Lorsque l'État a négocié avec Bouygues les titres et le portage, son objectif était de stabiliser le capital de l'entreprise tout en l'accompagnant dans la conduite et l'élaboration de ce projet stratégique. Il poursuivait un seul objectif : trouver une garantie pérenne pour l'emploi et pour notre économie. Ce sera désormais chose faite, monsieur le sénateur, avec le rapprochement d'Alstom et de Siemens Mobility. L'État actionnaire a donc joué son rôle d'accompagnement de l'entreprise dans cette phase de transition stratégique alors nécessaire pour une entreprise qui était menacée.
La nouvelle entreprise aura un actionnariat stable, avec un ancrage franco-allemand solide, un projet stratégique clair reposant sur des positions et des technologies reconnues. Notre objectif est en effet que l'État puisse rester un acteur majeur pour la nouvelle entreprise grâce à la commande publique et en s'adossant sur les régions, lesquelles seront, là encore, des acteurs majeurs.
Dans ces conditions, la présence de l'État au capital en tant qu'actionnaire minoritaire n'aurait strictement aucun intérêt pour la gouvernance de cette entreprise. Nous avons préféré négocier des engagements clairs, qui permettent, dans le cadre de ce rapprochement, de faire émerger un champion européen, mais un champion européen qui s'engage.
L'accord avec Siemens reposait sur la condition que l'État ne lève pas cette option et ne soit pas au capital. C'est justement cette discussion qui a permis de dégager des garanties, qu'il s'agisse d'assurer la pérennité des emplois, de préserver l'équilibre de la gouvernance, de maintenir le siège en France ou de conserver une direction générale française.

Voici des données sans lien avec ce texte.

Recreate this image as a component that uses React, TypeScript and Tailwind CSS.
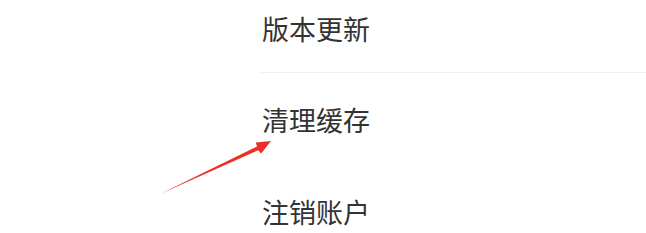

M. le président. Il faut conclure !
M. Christophe Castaner, secrétaire d'État. C'est au nom de cette ambition que l'État ne pratique pas la spéculation sur les titres de Bouygues. Nous avons un État stratège, qui vise un seul objectif : la pérennité des sites et des emplois ! (Applaudissements sur les travées du groupe La République en marche.)